── RECORDS SUPPLIED ──
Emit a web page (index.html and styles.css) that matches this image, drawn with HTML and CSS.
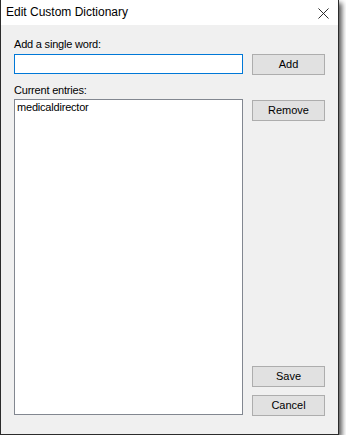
FILE: index.html
```html
<!DOCTYPE html>
<html>
<head>
<meta charset="utf-8">
<link rel="stylesheet" href="styles.css">
</head>
<body>
<div class="window">
  <div class="titlebar">
    <span class="title">Edit Custom Dictionary</span>
    <svg class="close" width="11" height="11" viewBox="0 0 12 12">
      <path d="M0.5 0.5 L11.5 11.5 M11.5 0.5 L0.5 11.5" stroke="#1a1a1a" stroke-width="1" fill="none"/>
    </svg>
  </div>
  <div class="content">
    <div class="label">Add a single word:</div>
    <div></div>
    <div class="input"></div>
    <div class="btn btn-add">Add</div>
    <div class="label label-entries">Current entries:</div>
    <div></div>
    <div class="list"><div class="item">medicaldirector</div></div>
    <div class="side">
      <div class="btn">Remove</div>
      <div class="bottom">
        <div class="btn">Save</div>
        <div class="btn">Cancel</div>
      </div>
    </div>
  </div>
</div>
</body>
</html>
```
FILE: styles.css
```css
html, body {
  margin: 0;
  padding: 0;
  background: #ffffff;
}
body {
  font-family: "Liberation Sans", Arial, sans-serif;
  font-size: 11px;
  color: #000;
}
.window {
  width: 337px;
  height: 434px;
  border-left: 1px solid #2b2b2b;
  border-right: 1px solid #2b2b2b;
  border-bottom: 1px solid #2b2b2b;
  background: #f0f0f0;
  box-shadow: 3px 3px 5px rgba(0, 0, 0, 0.65);
  display: flex;
  flex-direction: column;
}
.titlebar {
  height: 25px;
  background: #ffffff;
  display: flex;
  align-items: center;
  justify-content: space-between;
  padding: 0 9px 0 5px;
}
.title {
  font-size: 12px;
  padding-bottom: 1px;
}
.close {
  margin-top: 1px;
}
.content {
  display: grid;
  grid-template-columns: 229px 73px;
  grid-template-rows: 13px 24px 22px 318px;
  column-gap: 9px;
  padding: 13px 0 0 13px;
}
.label {
  line-height: 13px;
  height: 13px;
  white-space: nowrap;
  letter-spacing: -0.2px;
}
.label-entries {
  margin-top: 9px;
}
.input {
  margin-top: 3px;
  height: 18px;
  border: 1px solid #0078d7;
  background: #fff;
}
.btn {
  height: 19px;
  border: 1px solid #adadad;
  background: #e1e1e1;
  display: flex;
  align-items: center;
  justify-content: center;
  line-height: 13px;
}
.btn-add {
  margin-top: 3px;
}
.list {
  margin-top: 2px;
  height: 314px;
  border: 1px solid #828790;
  background: #fff;
}
.item {
  padding: 1px 0 0 2px;
  line-height: 13px;
  letter-spacing: -0.2px;
}
.side {
  margin-top: 3px;
  display: flex;
  flex-direction: column;
  justify-content: space-between;
}
.bottom {
  display: flex;
  flex-direction: column;
  gap: 8px;
  margin-bottom: -1px;
}
```
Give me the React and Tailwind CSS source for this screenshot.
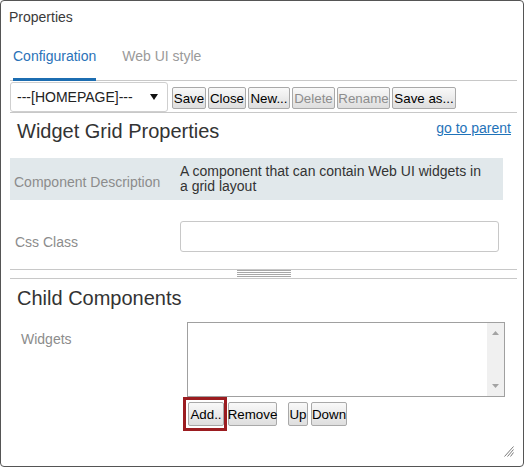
import React from 'react';

const Btn = ({ children, w, disabled, h = 'h-[22px]' }) => (
    <button
        className={`${w} ${h} flex items-center justify-center border border-[#a9a9a9] rounded-[2px] bg-gradient-to-b from-[#f9f9f9] to-[#dedede] text-[13.333px] leading-[15px] ${disabled ? 'text-[#8d8d8d]' : 'text-black'}`}
    >
        {children}
    </button>
);

const App = () => {
    return (
        <div className="w-[524px] h-[467px] border border-[#555] rounded-[4px] relative bg-white font-['Liberation_Sans',Arial,sans-serif] text-[14px] leading-[16px] text-[#333]">
            <div className="pl-[8px] pt-[8px] leading-[16px] text-[#3a3a3a]">Properties</div>

            <div className="ml-[9px] w-[507px]">
                {/* tabs */}
                <div className="flex border-b border-[#c8c8c8]">
                    <div className="ml-[3px] pt-[23px] pb-[14px] border-b-[3px] border-[#1c6db1] mb-[-1px] text-[#2a72b8]">Configuration</div>
                    <div className="ml-[26px] pt-[23px] pb-[14px] border-b-[3px] border-transparent mb-[-1px] text-[#9a9a9a]">Web UI style</div>
                </div>

                {/* toolbar */}
                <div className="flex items-start h-[32px] pt-[1px] border-b border-[#c8c8c8]">
                    <div className="w-[158px] h-[30px] border border-[#cfcfcf] rounded-[3px] flex items-center justify-between pl-[6px] pr-[9px] text-[#222]">
                        <span>---[HOMEPAGE]---</span>
                        <svg width="8" height="6" viewBox="0 0 8 6"><polygon points="0,0 8,0 4,6" fill="#111" /></svg>
                    </div>
                    <div className="flex gap-[2px] ml-[4px] mt-[5px]">
                        <Btn w="w-[34px]">Save</Btn>
                        <Btn w="w-[38px]">Close</Btn>
                        <Btn w="w-[42px]">New...</Btn>
                        <Btn w="w-[43px]" disabled>Delete</Btn>
                        <Btn w="w-[53px]" disabled>Rename</Btn>
                        <Btn w="w-[64px]">Save as...</Btn>
                    </div>
                </div>

                {/* widget grid properties */}
                <div className="flex justify-between items-start pt-[7px]">
                    <div className="pl-[7px] text-[20px] leading-[23px] text-[#333]">Widget Grid Properties</div>
                    <a className="mt-[0px] mr-[6px] text-[#1f73b9] underline">go to parent</a>
                </div>

                <div className="mt-[15px] w-[493px] h-[42px] bg-[#e1e8eb] flex">
                    <div className="w-[170px] pl-[4px] pt-[17px] leading-[15px] text-[#8c8c8c]">Component Description</div>
                    <div className="w-[311px] pt-[6px] leading-[15px] text-[#333]">A component that can contain Web UI widgets in a grid layout</div>
                </div>

                <div className="mt-[21px] flex">
                    <div className="w-[170px] pl-[5px] pt-[14px] leading-[15px] text-[#8c8c8c]">Css Class</div>
                    <div className="w-[319px] h-[31px] border border-[#c8c8c8] rounded-[3px]" />
                </div>

                {/* splitter */}
                <div className="mt-[17px] h-[10px] border-y border-[#c8c8c8] flex justify-center">
                    <div className="w-[54px] flex flex-col gap-px">
                        <div className="h-px bg-[#a8a8a8]" />
                        <div className="h-px bg-[#a8a8a8]" />
                        <div className="h-px bg-[#a8a8a8]" />
                        <div className="h-px bg-[#a8a8a8]" />
                    </div>
                </div>

                {/* child components */}
                <div className="pt-[8px] pl-[7px] text-[20px] leading-[23px] text-[#333]">Child Components</div>

                <div className="mt-[12px] flex">
                    <div className="w-[177px] pl-[11px] pt-[10px] leading-[15px] text-[#8c8c8c]">Widgets</div>
                    <div className="w-[318px]">
                        <div className="h-[75px] border border-[#a0a0a0] flex justify-end">
                            <div className="w-[17px] h-full bg-[#f0f0f0] flex flex-col justify-between items-center py-[8px]">
                                <svg width="7" height="4" viewBox="0 0 7 4"><polygon points="0,4 7,4 3.5,0" fill="#a3a3a3" /></svg>
                                <svg width="7" height="4" viewBox="0 0 7 4"><polygon points="0,0 7,0 3.5,4" fill="#a3a3a3" /></svg>
                            </div>
                        </div>
                        <div className="flex items-start ml-[-4px]">
                            <div className="border-[3px] border-[#9b1c20] pl-[2px] pt-[2px] pb-[2px]">
                                <Btn w="w-[36px]" h="h-[24px]">Add..</Btn>
                            </div>
                            <div className="flex mt-[5px]">
                                <div className="ml-[1px]"><Btn w="w-[49px]" h="h-[24px]">Remove</Btn></div>
                                <div className="ml-[11px]"><Btn w="w-[20px]" h="h-[24px]">Up</Btn></div>
                                <div className="ml-[3px]"><Btn w="w-[36px]" h="h-[24px]">Down</Btn></div>
                            </div>
                        </div>
                    </div>
                </div>
            </div>

            {/* resize grip */}
            <svg className="absolute right-[9px] bottom-[9px]" width="10" height="11" viewBox="0 0 10 11">
                <line x1="0.5" y1="10.5" x2="9.5" y2="0.5" stroke="#7a7a7a" strokeWidth="1" />
                <line x1="3.5" y1="10.5" x2="9.5" y2="3.5" stroke="#7a7a7a" strokeWidth="1" />
                <line x1="6.5" y1="10.5" x2="9.5" y2="6.5" stroke="#7a7a7a" strokeWidth="1" />
            </svg>
        </div>
    );
};

export default App;
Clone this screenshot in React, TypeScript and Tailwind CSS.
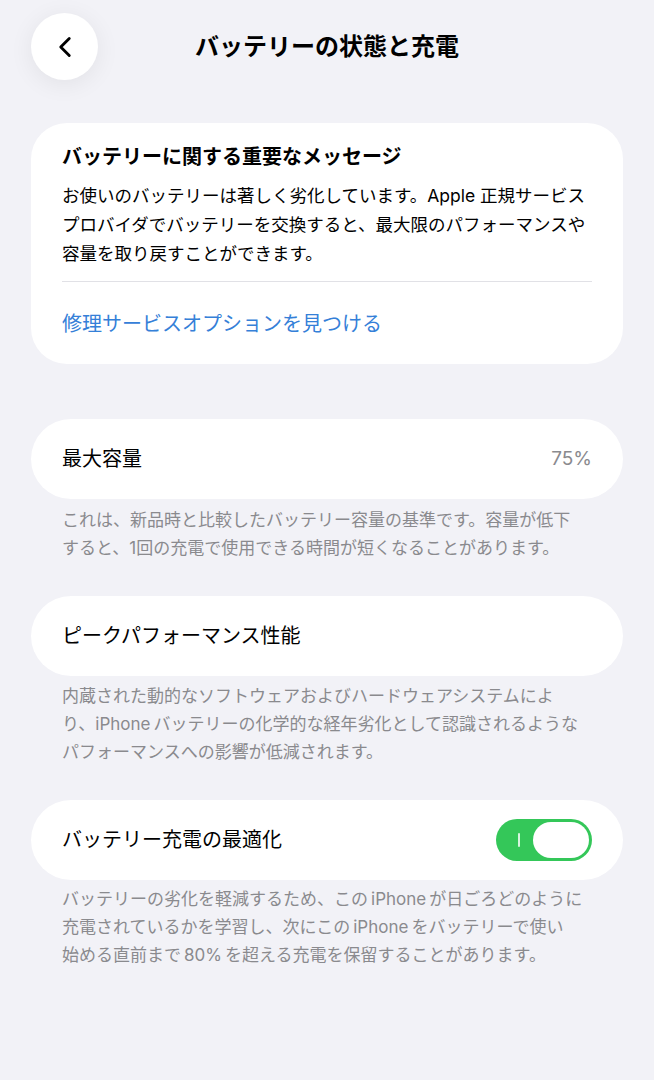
import { ChevronLeft } from "lucide-react";

const font = { fontFamily: 'Inter, "Noto Sans CJK JP", sans-serif' };

function Toggle() {
  return (
    <div className="relative flex h-[42px] w-[96px] items-center rounded-full bg-[#34c759] p-[3px]">
      <div className="ml-[19px] h-[14px] w-[2px] rounded-full bg-white/80" />
      <div className="ml-auto h-[36px] w-[56px] rounded-full bg-white" />
    </div>
  );
}

function Row({ label, children }: { label: string; children?: React.ReactNode }) {
  return (
    <div className="flex h-[80px] items-center justify-between rounded-full bg-white px-[31px]">
      <span className="text-[20px] text-black">{label}</span>
      {children}
    </div>
  );
}

function Footnote({ lines }: { lines: string[] }) {
  return (
    <p className="px-[31px] text-[17px] leading-[28px] whitespace-nowrap text-[#8a8a8e]">
      {lines.map((l, i) => (
        <span key={i} className="block">
          {l}
        </span>
      ))}
    </p>
  );
}

export default function App() {
  return (
    <div className="min-h-[1080px] w-full bg-[#f2f2f7] px-[31px]" style={font}>
      <header className="relative flex h-[94px] items-start justify-center pt-[13px]">
        <button className="absolute left-0 top-[13px] flex h-[67px] w-[67px] items-center justify-center rounded-full bg-white shadow-[0_4px_24px_rgba(0,0,0,0.07)]">
          <ChevronLeft className="h-[34px] w-[34px] text-black" strokeWidth={2} />
        </button>
        <h1 className="mt-[20px] text-[24px] leading-[28px] font-bold text-black">
          バッテリーの状態と充電
        </h1>
      </header>

      <section className="mt-[29px] rounded-[36px] bg-white px-[31px] pt-[20px] pb-[26px]">
        <h2 className="text-[20px] leading-[28px] font-bold text-black">
          バッテリーに関する重要なメッセージ
        </h2>
        <p className="mt-[10px] text-[17.5px] leading-[29px] whitespace-nowrap text-black">
          <span className="block">お使いのバッテリーは著しく劣化しています。Apple 正規サービス</span>
          <span className="block">プロバイダでバッテリーを交換すると、最大限のパフォーマンスや</span>
          <span className="block">容量を取り戻すことができます。</span>
        </p>
        <div className="mt-[13px] h-px bg-[#e1e1e6]" />
        <a className="mt-[28px] block text-[20px] leading-[28px] text-[#3580d8]">
          修理サービスオプションを見つける
        </a>
      </section>

      <div className="mt-[55px]">
        <Row label="最大容量">
          <span className="text-[19px] text-[#8a8a8e]">75%</span>
        </Row>
        <div className="mt-[7px]">
          <Footnote
            lines={[
              "これは、新品時と比較したバッテリー容量の基準です。容量が低下",
              "すると、1回の充電で使用できる時間が短くなることがあります。",
            ]}
          />
        </div>
      </div>

      <div className="mt-[34px]">
        <Row label="ピークパフォーマンス性能" />
        <div className="mt-[6px]">
          <Footnote
            lines={[
              "内蔵された動的なソフトウェアおよびハードウェアシステムによ",
              "り、iPhone\u2009バッテリーの化学的な経年劣化として認識されるような",
              "パフォーマンスへの影響が低減されます。",
            ]}
          />
        </div>
      </div>

      <div className="mt-[34px]">
        <Row label="バッテリー充電の最適化">
          <Toggle />
        </Row>
        <div className="mt-[5px]">
          <Footnote
            lines={[
              "バッテリーの劣化を軽減するため、この\u2009iPhone\u2009が日ごろどのように",
              "充電されているかを学習し、次にこの\u2009iPhone\u2009をバッテリーで使い",
              "始める直前まで\u200980%\u2009を超える充電を保留することがあります。",
            ]}
          />
        </div>
      </div>
    </div>
  );
}
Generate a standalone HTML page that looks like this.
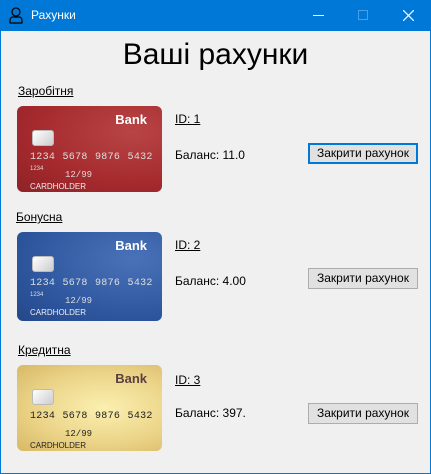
───
**CHALLENGE**
Return every line containing "Tailwind".

**WRITTEN ANSWER**
Give me the React and Tailwind CSS source for this screenshot.
Clone this screenshot in React, TypeScript and Tailwind CSS.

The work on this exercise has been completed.